## Do this
From the listing below, extract every line containing "components".

## Data shown
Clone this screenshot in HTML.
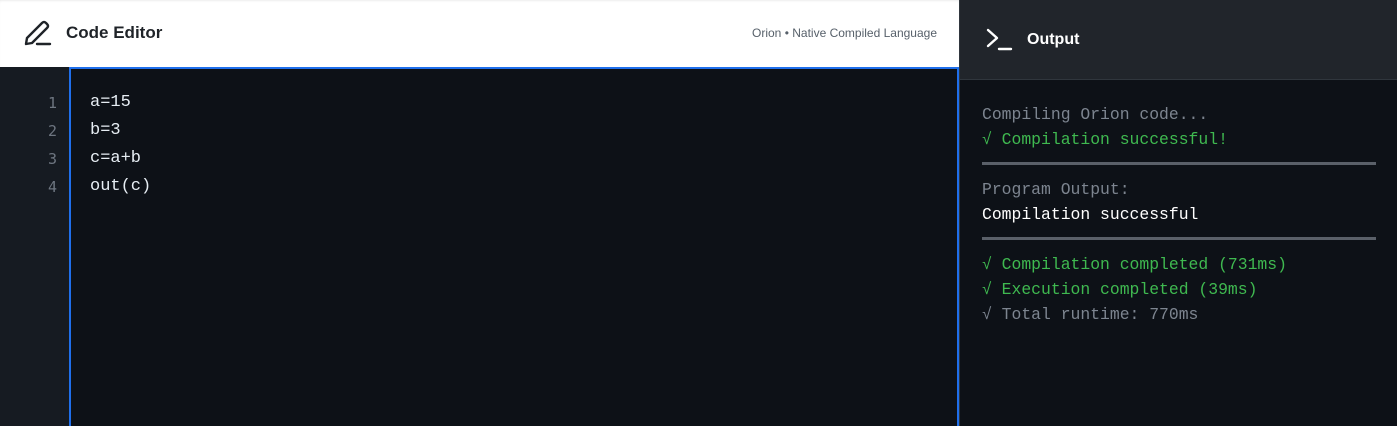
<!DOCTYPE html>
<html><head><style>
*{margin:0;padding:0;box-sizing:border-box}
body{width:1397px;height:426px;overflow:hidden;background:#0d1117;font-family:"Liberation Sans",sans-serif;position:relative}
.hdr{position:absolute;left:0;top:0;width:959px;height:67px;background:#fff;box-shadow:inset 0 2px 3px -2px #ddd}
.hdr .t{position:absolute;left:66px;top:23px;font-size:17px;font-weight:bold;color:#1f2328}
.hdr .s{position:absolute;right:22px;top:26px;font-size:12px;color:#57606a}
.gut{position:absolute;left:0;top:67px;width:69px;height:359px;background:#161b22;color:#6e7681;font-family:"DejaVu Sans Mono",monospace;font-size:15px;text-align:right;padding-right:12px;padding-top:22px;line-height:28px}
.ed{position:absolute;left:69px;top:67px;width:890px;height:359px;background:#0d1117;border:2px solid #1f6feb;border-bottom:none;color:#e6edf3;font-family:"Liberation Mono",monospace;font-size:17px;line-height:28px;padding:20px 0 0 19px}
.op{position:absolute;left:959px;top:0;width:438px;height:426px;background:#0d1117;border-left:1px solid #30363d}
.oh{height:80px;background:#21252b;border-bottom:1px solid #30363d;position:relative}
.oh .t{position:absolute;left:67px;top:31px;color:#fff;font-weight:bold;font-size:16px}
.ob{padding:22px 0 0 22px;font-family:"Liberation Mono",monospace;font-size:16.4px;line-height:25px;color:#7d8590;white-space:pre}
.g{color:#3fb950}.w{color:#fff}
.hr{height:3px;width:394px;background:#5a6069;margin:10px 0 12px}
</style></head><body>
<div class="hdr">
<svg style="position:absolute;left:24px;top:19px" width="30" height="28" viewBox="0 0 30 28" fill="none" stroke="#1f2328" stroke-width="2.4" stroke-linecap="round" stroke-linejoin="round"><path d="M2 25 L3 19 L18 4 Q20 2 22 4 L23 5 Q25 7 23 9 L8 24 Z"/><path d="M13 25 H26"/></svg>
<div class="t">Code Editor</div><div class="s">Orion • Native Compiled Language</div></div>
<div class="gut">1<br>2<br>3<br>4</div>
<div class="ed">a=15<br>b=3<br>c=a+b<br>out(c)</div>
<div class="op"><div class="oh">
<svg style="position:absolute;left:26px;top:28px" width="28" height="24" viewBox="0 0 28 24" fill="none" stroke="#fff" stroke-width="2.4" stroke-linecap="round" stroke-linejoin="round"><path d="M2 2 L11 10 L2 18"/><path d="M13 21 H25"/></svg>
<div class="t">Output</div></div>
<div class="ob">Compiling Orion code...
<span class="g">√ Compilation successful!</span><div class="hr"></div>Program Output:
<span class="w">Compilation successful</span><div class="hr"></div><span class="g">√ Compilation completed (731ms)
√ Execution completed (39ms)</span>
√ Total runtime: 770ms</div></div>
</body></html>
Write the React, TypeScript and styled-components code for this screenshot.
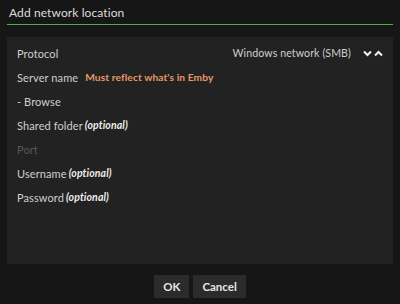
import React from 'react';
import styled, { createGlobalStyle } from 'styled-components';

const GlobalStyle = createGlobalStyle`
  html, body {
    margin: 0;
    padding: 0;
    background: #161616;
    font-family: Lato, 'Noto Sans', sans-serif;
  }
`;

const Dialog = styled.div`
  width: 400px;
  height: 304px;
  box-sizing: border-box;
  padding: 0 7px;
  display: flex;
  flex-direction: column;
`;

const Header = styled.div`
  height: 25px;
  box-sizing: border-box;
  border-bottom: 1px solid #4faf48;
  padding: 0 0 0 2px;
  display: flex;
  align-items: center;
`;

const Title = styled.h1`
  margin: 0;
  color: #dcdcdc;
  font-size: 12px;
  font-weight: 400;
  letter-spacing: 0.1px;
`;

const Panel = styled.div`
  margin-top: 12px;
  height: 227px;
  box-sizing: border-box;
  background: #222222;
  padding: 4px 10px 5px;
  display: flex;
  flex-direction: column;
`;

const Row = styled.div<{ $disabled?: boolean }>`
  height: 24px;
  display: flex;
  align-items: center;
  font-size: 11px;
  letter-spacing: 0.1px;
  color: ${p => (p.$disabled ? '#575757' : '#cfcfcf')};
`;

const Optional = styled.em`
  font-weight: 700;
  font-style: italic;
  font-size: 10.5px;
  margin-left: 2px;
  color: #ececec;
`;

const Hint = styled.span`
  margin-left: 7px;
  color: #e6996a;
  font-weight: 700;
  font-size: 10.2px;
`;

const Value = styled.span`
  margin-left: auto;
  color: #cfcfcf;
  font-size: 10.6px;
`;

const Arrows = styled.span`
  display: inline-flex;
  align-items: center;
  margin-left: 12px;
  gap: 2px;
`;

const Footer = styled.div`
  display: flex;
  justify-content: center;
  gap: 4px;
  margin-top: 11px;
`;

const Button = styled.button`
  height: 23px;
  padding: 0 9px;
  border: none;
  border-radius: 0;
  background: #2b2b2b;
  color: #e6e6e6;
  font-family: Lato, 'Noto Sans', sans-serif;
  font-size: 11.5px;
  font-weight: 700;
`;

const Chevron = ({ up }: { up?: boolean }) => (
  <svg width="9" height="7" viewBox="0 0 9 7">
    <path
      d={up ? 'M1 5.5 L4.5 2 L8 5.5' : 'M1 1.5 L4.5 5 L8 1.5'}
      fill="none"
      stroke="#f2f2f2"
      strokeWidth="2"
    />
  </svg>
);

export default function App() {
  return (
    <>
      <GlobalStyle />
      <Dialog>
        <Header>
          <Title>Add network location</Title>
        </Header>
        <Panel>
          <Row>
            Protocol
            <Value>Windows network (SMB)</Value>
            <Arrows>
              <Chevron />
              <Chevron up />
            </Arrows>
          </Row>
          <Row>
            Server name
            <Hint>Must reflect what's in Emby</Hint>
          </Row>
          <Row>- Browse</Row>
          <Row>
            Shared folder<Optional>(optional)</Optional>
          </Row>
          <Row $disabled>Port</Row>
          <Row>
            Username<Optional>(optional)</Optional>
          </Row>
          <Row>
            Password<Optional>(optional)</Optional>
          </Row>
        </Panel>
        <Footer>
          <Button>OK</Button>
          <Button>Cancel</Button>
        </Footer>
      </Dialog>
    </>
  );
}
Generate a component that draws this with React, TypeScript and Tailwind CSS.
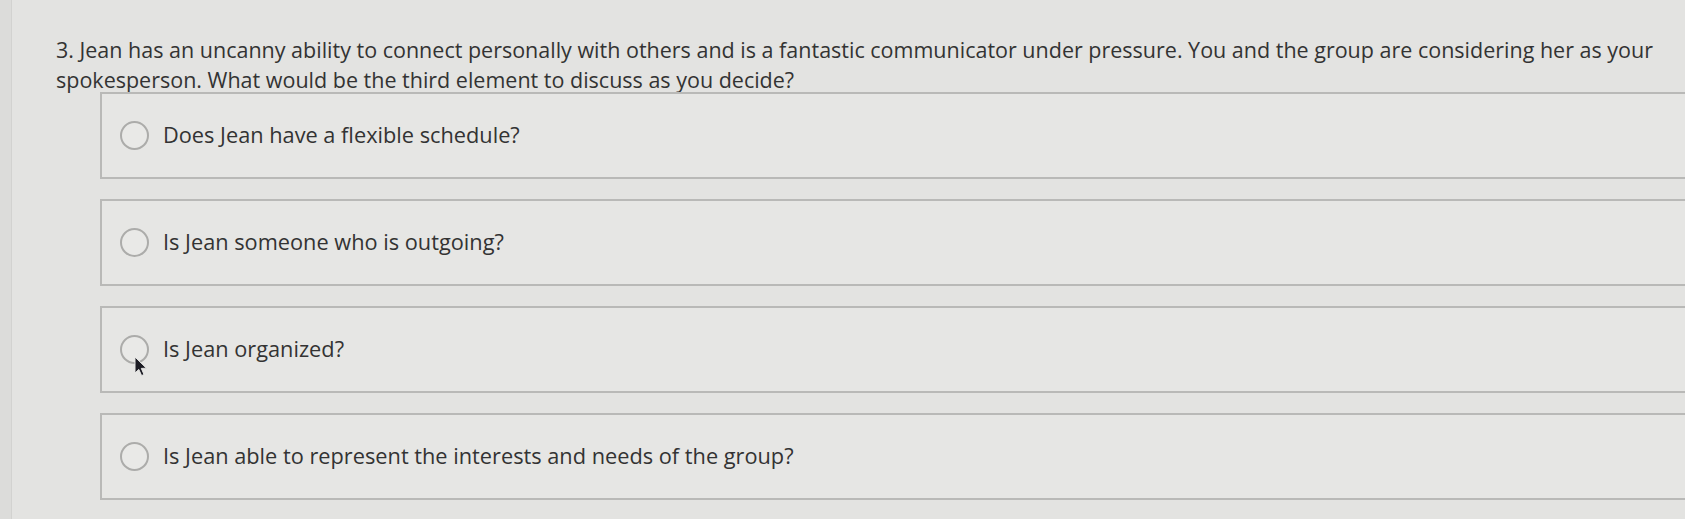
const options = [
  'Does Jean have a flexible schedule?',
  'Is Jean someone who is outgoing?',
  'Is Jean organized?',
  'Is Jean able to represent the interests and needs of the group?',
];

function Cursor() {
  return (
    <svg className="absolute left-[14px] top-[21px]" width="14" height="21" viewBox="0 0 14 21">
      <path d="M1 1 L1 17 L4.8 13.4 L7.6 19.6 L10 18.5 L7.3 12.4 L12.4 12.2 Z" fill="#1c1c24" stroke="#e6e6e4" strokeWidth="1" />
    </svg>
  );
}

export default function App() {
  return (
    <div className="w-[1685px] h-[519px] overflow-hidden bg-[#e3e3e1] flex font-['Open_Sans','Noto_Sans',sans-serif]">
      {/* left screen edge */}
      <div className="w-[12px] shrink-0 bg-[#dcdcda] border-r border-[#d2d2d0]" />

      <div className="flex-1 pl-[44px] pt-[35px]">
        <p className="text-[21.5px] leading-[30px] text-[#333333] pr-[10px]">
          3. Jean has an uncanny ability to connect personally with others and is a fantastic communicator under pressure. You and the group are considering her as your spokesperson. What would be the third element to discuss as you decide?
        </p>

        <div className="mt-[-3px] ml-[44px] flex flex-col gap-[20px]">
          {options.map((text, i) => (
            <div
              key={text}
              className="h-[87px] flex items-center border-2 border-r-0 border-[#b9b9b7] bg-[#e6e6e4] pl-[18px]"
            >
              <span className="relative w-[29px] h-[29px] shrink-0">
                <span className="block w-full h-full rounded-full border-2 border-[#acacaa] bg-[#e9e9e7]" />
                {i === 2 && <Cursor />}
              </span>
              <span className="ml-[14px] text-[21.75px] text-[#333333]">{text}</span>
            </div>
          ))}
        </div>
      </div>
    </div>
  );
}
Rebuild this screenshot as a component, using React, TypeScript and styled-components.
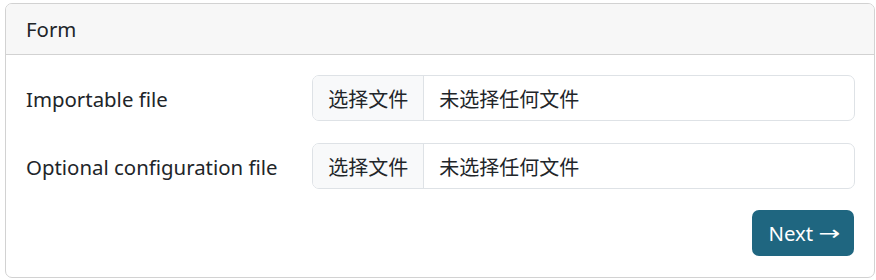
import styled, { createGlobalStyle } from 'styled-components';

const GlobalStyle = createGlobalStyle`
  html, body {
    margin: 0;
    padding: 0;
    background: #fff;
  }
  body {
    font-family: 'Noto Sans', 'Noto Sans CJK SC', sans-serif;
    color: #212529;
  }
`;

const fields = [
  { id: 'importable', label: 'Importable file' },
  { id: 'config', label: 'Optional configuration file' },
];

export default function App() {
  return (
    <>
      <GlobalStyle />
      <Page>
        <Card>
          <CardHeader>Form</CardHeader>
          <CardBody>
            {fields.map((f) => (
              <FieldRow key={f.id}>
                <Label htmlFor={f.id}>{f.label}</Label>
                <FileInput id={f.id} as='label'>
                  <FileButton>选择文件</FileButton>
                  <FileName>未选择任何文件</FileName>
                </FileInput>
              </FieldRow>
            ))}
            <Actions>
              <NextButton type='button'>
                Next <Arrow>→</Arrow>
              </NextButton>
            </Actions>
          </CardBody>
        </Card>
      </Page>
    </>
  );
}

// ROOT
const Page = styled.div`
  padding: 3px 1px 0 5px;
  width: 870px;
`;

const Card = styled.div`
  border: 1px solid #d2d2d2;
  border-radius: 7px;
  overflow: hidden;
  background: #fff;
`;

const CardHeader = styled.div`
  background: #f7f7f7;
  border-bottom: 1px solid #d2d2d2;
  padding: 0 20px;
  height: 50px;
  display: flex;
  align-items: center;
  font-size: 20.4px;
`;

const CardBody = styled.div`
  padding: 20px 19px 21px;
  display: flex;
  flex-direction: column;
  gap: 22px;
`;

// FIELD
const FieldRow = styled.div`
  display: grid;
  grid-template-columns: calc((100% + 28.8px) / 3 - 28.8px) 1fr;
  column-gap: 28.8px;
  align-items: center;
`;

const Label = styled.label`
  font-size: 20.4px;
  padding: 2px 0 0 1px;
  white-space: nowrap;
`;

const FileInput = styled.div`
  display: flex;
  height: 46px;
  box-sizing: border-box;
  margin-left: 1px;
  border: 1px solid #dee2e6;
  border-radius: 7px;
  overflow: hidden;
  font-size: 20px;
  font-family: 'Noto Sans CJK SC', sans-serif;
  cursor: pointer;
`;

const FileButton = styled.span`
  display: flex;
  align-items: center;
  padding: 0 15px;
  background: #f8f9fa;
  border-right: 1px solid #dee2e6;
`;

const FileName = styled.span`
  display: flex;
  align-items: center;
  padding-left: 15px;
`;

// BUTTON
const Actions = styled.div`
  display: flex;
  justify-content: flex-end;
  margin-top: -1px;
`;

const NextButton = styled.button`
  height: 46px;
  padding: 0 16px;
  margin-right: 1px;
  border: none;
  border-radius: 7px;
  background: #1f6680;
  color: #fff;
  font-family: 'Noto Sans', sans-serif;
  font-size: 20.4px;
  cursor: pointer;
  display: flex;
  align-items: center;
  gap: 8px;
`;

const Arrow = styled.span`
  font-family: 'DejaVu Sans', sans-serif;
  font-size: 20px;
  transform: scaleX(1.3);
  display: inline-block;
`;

## Full output
Write the React, TypeScript and styled-components code for this screenshot.
import styled, { createGlobalStyle } from 'styled-components';
Rebuild this screenshot as a component, using React, TypeScript and styled-components.
import styled, { createGlobalStyle } from 'styled-components';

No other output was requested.